STATED PROBLEM:
Can you write out all the lines word for word, with no pictures?
--- MATERIAL ---
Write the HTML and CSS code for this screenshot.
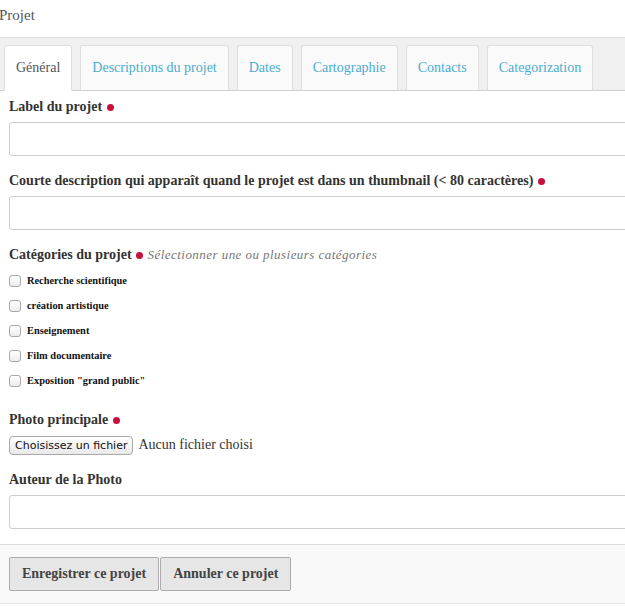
FILE: index.html
```html
<!DOCTYPE html>
<html lang="fr">
<head>
<meta charset="utf-8">
<title>Projet</title>
<link rel="stylesheet" href="styles.css">
</head>
<body>
<div class="page">
  <div class="title">Projet</div>
  <div class="tabbar">
    <div class="tab active">Général</div>
    <div class="tab">Descriptions du projet</div>
    <div class="tab">Dates</div>
    <div class="tab">Cartographie</div>
    <div class="tab">Contacts</div>
    <div class="tab">Categorization</div>
  </div>
  <form class="form">
    <div class="group">
      <label class="label">Label du projet <span class="req"></span></label>
      <input class="input" type="text">
    </div>
    <div class="group">
      <label class="label">Courte description qui apparaît quand le projet est dans un thumbnail (&lt; 80 caractères) <span class="req"></span></label>
      <input class="input" type="text">
    </div>
    <div class="group cats">
      <label class="label">Catégories du projet <span class="req"></span> <em class="hint">Sélectionner une ou plusieurs catégories</em></label>
      <div class="checks">
        <label class="check"><span class="box"></span>Recherche scientifique</label>
        <label class="check"><span class="box"></span>création artistique</label>
        <label class="check"><span class="box"></span>Enseignement</label>
        <label class="check"><span class="box"></span>Film documentaire</label>
        <label class="check"><span class="box"></span>Exposition "grand public"</label>
      </div>
    </div>
    <div class="group">
      <label class="label">Photo principale <span class="req"></span></label>
      <div class="file"><span class="filebtn">Choisissez un fichier</span><span class="filetext">Aucun fichier choisi</span></div>
    </div>
    <div class="group last">
      <label class="label">Auteur de la Photo</label>
      <input class="input" type="text">
    </div>
  </form>
  <div class="actions">
    <button class="btn" type="button">Enregistrer ce projet</button><button class="btn" type="button">Annuler ce projet</button>
  </div>
</div>
</body>
</html>
```

FILE: styles.css
```css
html, body {
  margin: 0;
  padding: 0;
  background: #fff;
  overflow: hidden;
}
body {
  font-family: "Liberation Serif", "Times New Roman", serif;
  color: #333;
}
.page {
  width: 660px;
}
.title {
  height: 37px;
  line-height: 30px;
  font-size: 15px;
  color: #555;
  margin-left: -1px;
}
.tabbar {
  display: flex;
  gap: 8px;
  align-items: flex-end;
  background: #f0f0f0;
  border-top: 1px solid #e0e0e0;
  border-bottom: 1px solid #cfcfcf;
  padding: 6px 0 0 4px;
  height: 46px;
}
.tab {
  height: 46px;
  box-sizing: border-box;
  margin-bottom: -1px;
  padding: 0 11px;
  display: flex;
  align-items: center;
  font-size: 14px;
  color: #4aaed0;
  background: #fafafa;
  border: 1px solid #dedede;
  border-bottom: 1px solid #cfcfcf;
  border-radius: 3px 3px 0 0;
}
.tab.active {
  background: #fff;
  color: #555;
  border-bottom-color: #fff;
}
.form {
  padding: 6px 0 0 9px;
}
.group {
  margin-bottom: 15px;
}
.label {
  display: block;
  font-size: 14px;
  font-weight: bold;
  line-height: 20px;
  color: #333;
  margin-bottom: 5px;
}
.req {
  display: inline-block;
  width: 7px;
  height: 7px;
  border-radius: 50%;
  background: #c8103e;
  vertical-align: 0;
  margin-left: 1px;
}
.hint {
  font-weight: normal;
  font-size: 13px;
  color: #777;
  letter-spacing: 0.45px;
  margin-left: 1px;
}
.input {
  display: block;
  box-sizing: border-box;
  width: 640px;
  height: 34px;
  border: 1px solid #ccc;
  border-radius: 3px;
  background: #fff;
  margin: 0;
}
.cats .label {
  margin-bottom: 3px;
}
.cats {
  margin-bottom: 17px;
}
.checks {
  display: flex;
  flex-direction: column;
}
.check {
  display: flex;
  align-items: center;
  height: 25px;
  font-size: 10.4px;
  font-weight: bold;
  color: #111;
}
.box {
  width: 10px;
  height: 10px;
  border: 1px solid #a8a8a8;
  border-radius: 3px;
  background: linear-gradient(#fff, #ececec);
  margin-right: 6px;
}
.file {
  display: flex;
  align-items: center;
  height: 20px;
  margin-top: 1px;
}
.filebtn {
  box-sizing: border-box;
  height: 19px;
  padding: 0 5px;
  display: flex;
  align-items: center;
  font-family: "DejaVu Sans", "Liberation Sans", sans-serif;
  font-size: 11px;
  color: #111;
  border: 1px solid #a9a9a9;
  border-radius: 4px;
  background: linear-gradient(#fff, #e9e9e9);
}
.filetext {
  font-size: 14px;
  color: #333;
  margin-left: 5px;
}
.actions {
  background: #f9f9f9;
  border-top: 1px solid #dcdcdc;
  border-bottom: 1px solid #e6e6e6;
  padding: 12px 9px;
  display: flex;
}
.btn {
  height: 34px;
  box-sizing: border-box;
  padding: 0 12px;
  font-family: "Liberation Serif", "Times New Roman", serif;
  font-size: 14px;
  font-weight: bold;
  color: #444;
  background: #e6e6e6;
  border: 1px solid #adadad;
  border-radius: 2px;
  margin: 0 1px 0 0;
}
```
---
THE ANSWER:
Write the HTML and CSS code for this screenshot.
FILE: index.html
```html
<!DOCTYPE html>
<html lang="fr">
<head>
<meta charset="utf-8">
<title>Projet</title>
<link rel="stylesheet" href="styles.css">
</head>
<body>
<div class="page">
  <div class="title">Projet</div>
  <div class="tabbar">
    <div class="tab active">Général</div>
    <div class="tab">Descriptions du projet</div>
    <div class="tab">Dates</div>
    <div class="tab">Cartographie</div>
    <div class="tab">Contacts</div>
    <div class="tab">Categorization</div>
  </div>
  <form class="form">
    <div class="group">
      <label class="label">Label du projet <span class="req"></span></label>
      <input class="input" type="text">
    </div>
    <div class="group">
      <label class="label">Courte description qui apparaît quand le projet est dans un thumbnail (&lt; 80 caractères) <span class="req"></span></label>
      <input class="input" type="text">
    </div>
    <div class="group cats">
      <label class="label">Catégories du projet <span class="req"></span> <em class="hint">Sélectionner une ou plusieurs catégories</em></label>
      <div class="checks">
        <label class="check"><span class="box"></span>Recherche scientifique</label>
        <label class="check"><span class="box"></span>création artistique</label>
        <label class="check"><span class="box"></span>Enseignement</label>
        <label class="check"><span class="box"></span>Film documentaire</label>
        <label class="check"><span class="box"></span>Exposition "grand public"</label>
      </div>
    </div>
    <div class="group">
      <label class="label">Photo principale <span class="req"></span></label>
      <div class="file"><span class="filebtn">Choisissez un fichier</span><span class="filetext">Aucun fichier choisi</span></div>
    </div>
    <div class="group last">
      <label class="label">Auteur de la Photo</label>
      <input class="input" type="text">
    </div>
  </form>
  <div class="actions">
    <button class="btn" type="button">Enregistrer ce projet</button><button class="btn" type="button">Annuler ce projet</button>
  </div>
</div>
</body>
</html>
```

FILE: styles.css
```css
html, body {
  margin: 0;
  padding: 0;
  background: #fff;
  overflow: hidden;
}
body {
  font-family: "Liberation Serif", "Times New Roman", serif;
  color: #333;
}
.page {
  width: 660px;
}
.title {
  height: 37px;
  line-height: 30px;
  font-size: 15px;
  color: #555;
  margin-left: -1px;
}
.tabbar {
  display: flex;
  gap: 8px;
  align-items: flex-end;
  background: #f0f0f0;
  border-top: 1px solid #e0e0e0;
  border-bottom: 1px solid #cfcfcf;
  padding: 6px 0 0 4px;
  height: 46px;
}
.tab {
  height: 46px;
  box-sizing: border-box;
  margin-bottom: -1px;
  padding: 0 11px;
  display: flex;
  align-items: center;
  font-size: 14px;
  color: #4aaed0;
  background: #fafafa;
  border: 1px solid #dedede;
  border-bottom: 1px solid #cfcfcf;
  border-radius: 3px 3px 0 0;
}
.tab.active {
  background: #fff;
  color: #555;
  border-bottom-color: #fff;
}
.form {
  padding: 6px 0 0 9px;
}
.group {
  margin-bottom: 15px;
}
.label {
  display: block;
  font-size: 14px;
  font-weight: bold;
  line-height: 20px;
  color: #333;
  margin-bottom: 5px;
}
.req {
  display: inline-block;
  width: 7px;
  height: 7px;
  border-radius: 50%;
  background: #c8103e;
  vertical-align: 0;
  margin-left: 1px;
}
.hint {
  font-weight: normal;
  font-size: 13px;
  color: #777;
  letter-spacing: 0.45px;
  margin-left: 1px;
}
.input {
  display: block;
  box-sizing: border-box;
  width: 640px;
  height: 34px;
  border: 1px solid #ccc;
  border-radius: 3px;
  background: #fff;
  margin: 0;
}
.cats .label {
  margin-bottom: 3px;
}
.cats {
  margin-bottom: 17px;
}
.checks {
  display: flex;
  flex-direction: column;
}
.check {
  display: flex;
  align-items: center;
  height: 25px;
  font-size: 10.4px;
  font-weight: bold;
  color: #111;
}
.box {
  width: 10px;
  height: 10px;
  border: 1px solid #a8a8a8;
  border-radius: 3px;
  background: linear-gradient(#fff, #ececec);
  margin-right: 6px;
}
.file {
  display: flex;
  align-items: center;
  height: 20px;
  margin-top: 1px;
}
.filebtn {
  box-sizing: border-box;
  height: 19px;
  padding: 0 5px;
  display: flex;
  align-items: center;
  font-family: "DejaVu Sans", "Liberation Sans", sans-serif;
  font-size: 11px;
  color: #111;
  border: 1px solid #a9a9a9;
  border-radius: 4px;
  background: linear-gradient(#fff, #e9e9e9);
}
.filetext {
  font-size: 14px;
  color: #333;
  margin-left: 5px;
}
.actions {
  background: #f9f9f9;
  border-top: 1px solid #dcdcdc;
  border-bottom: 1px solid #e6e6e6;
  padding: 12px 9px;
  display: flex;
}
.btn {
  height: 34px;
  box-sizing: border-box;
  padding: 0 12px;
  font-family: "Liberation Serif", "Times New Roman", serif;
  font-size: 14px;
  font-weight: bold;
  color: #444;
  background: #e6e6e6;
  border: 1px solid #adadad;
  border-radius: 2px;
  margin: 0 1px 0 0;
}
```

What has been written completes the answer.